According to Spaits, four areas on Eglin that were investigated for the presence of herbicides including Agent Orange became “IRP sites.” IRP is the acronym for Installation Restoration Program, a DoD environmental cleanup plan that began in 1975 to address contamination from various hazardous substances, pollutants or contaminants.
“The areas investigated that became IRP Sites related to herbicides are DP-09, SS-25, SS-26, and LF-51,” Spaits said. As shown on the map accompanying this story, the DP-09 and SS-25 sites are east of Niceville and north of Choctaw Beach, while the SS-26 and LF-51 sites are each a short distance east of Eglin runways on the main part of the base.
“There were other areas that were evaluated and determined to not have any issues, so they did not move forward to becoming an actual ‘site,’ or they became a site and then were closed after additional investigation confirmed that there were no contaminants present,” Spaits said.
In all, nine sites on Eglin — four on the main base and five on the ranges — had some sort of historical investigation done in connection with the presence of herbicides, according to Spaits. Of those, five — two on the main base and three on the ranges — became IRP sites “due to the presence or possible presence of herbicide constituents,” according to Spaits and maps of the base denoting those areas.
A number of the herbicide sites at Eglin not already cleared through the Florida Department of Environmental Protection or the U.S. Environmental Protection Agency are still being monitored, Spaits said, to help ensure that no improper land use occurs on them.
Those tracts, all of which have land-use controls placed on them, are inspected regularly, Spaits said. Sites on the main base are visually inspected quarterly, while sites on the ranges get an annual visual inspection, he said. The results of those inspections are reported annually to the FDEP, Spaits said. None of the sites require groundwater monitoring, he added.
Beyond the regular visual monitoring, land use controls are the only ongoing herbicide remediation efforts at Eglin, Spaits said.

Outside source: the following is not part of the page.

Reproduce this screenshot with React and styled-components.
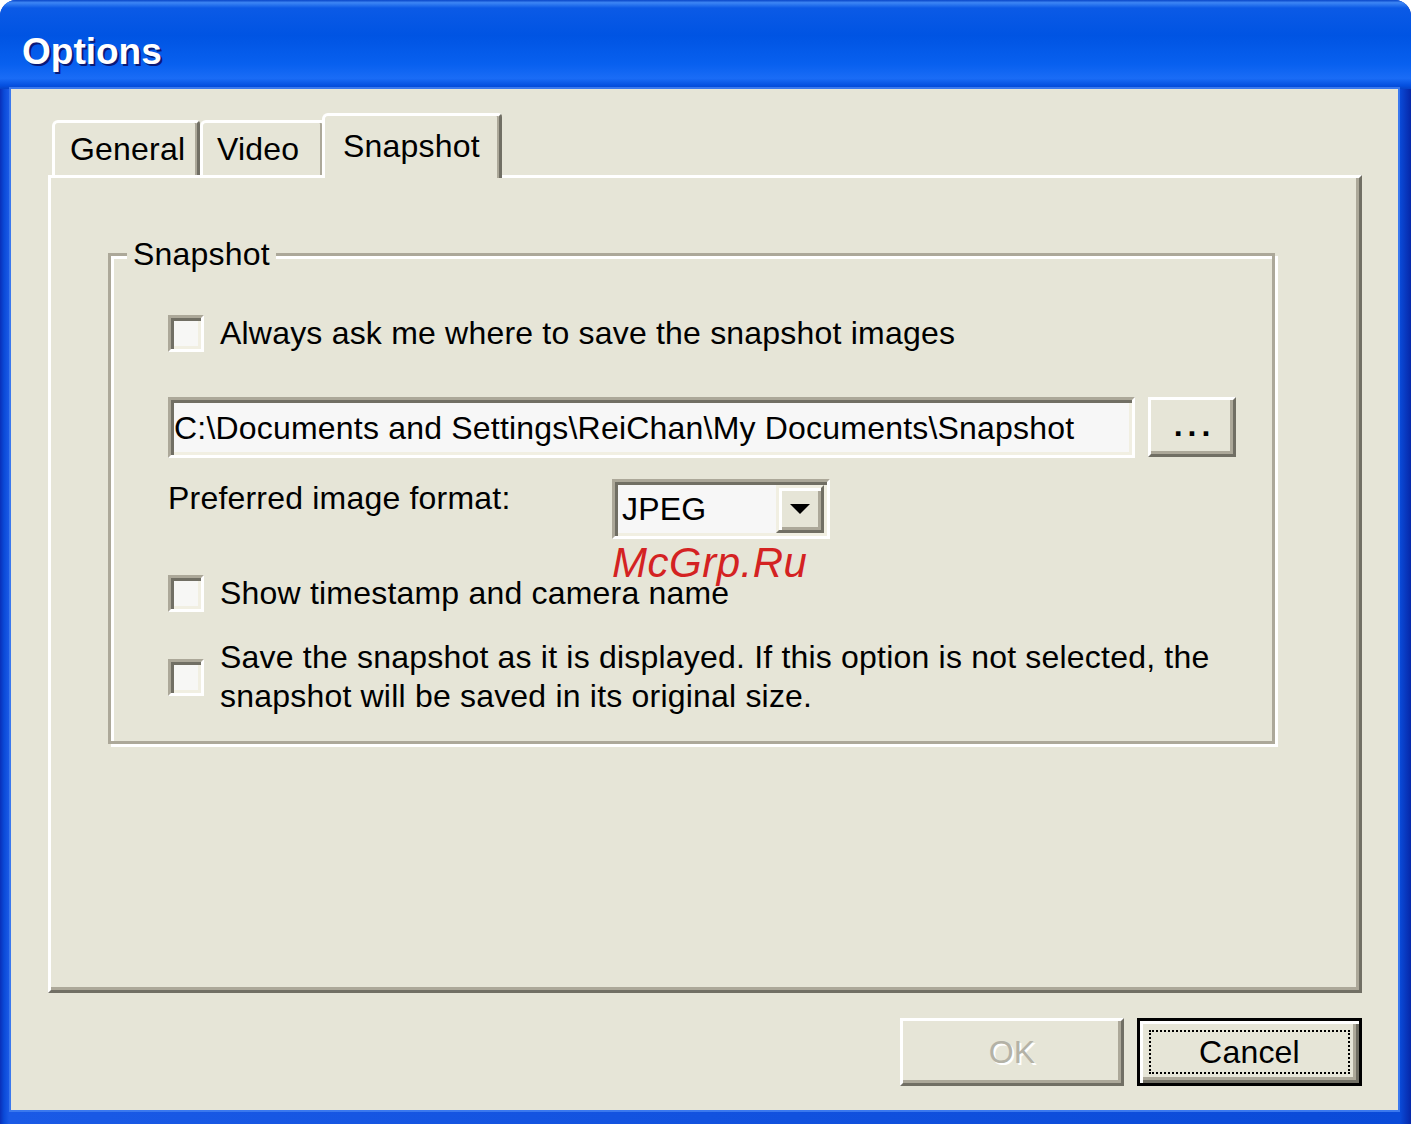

“Land Use Controls are the final remedial actions approved by the FDEP and EPA,” he said.
Whatever herbicides were sprayed at Eglin, and whenever they were sprayed, those areas remain within the confines of the Eglin reservation, according to Spaits.
“There is no documentation indicating areas where these materials were stored or used and have since been sold to private parties,” Spaits said.
The use of Agent Orange was banned in the United States in 1971. Stockpiles, including whatever supplies remained at Eglin at the time, were taken to Johnston Atoll, a U.S.-controlled island several hundred miles east of Hawaii. The stockpile was destroyed in 1978.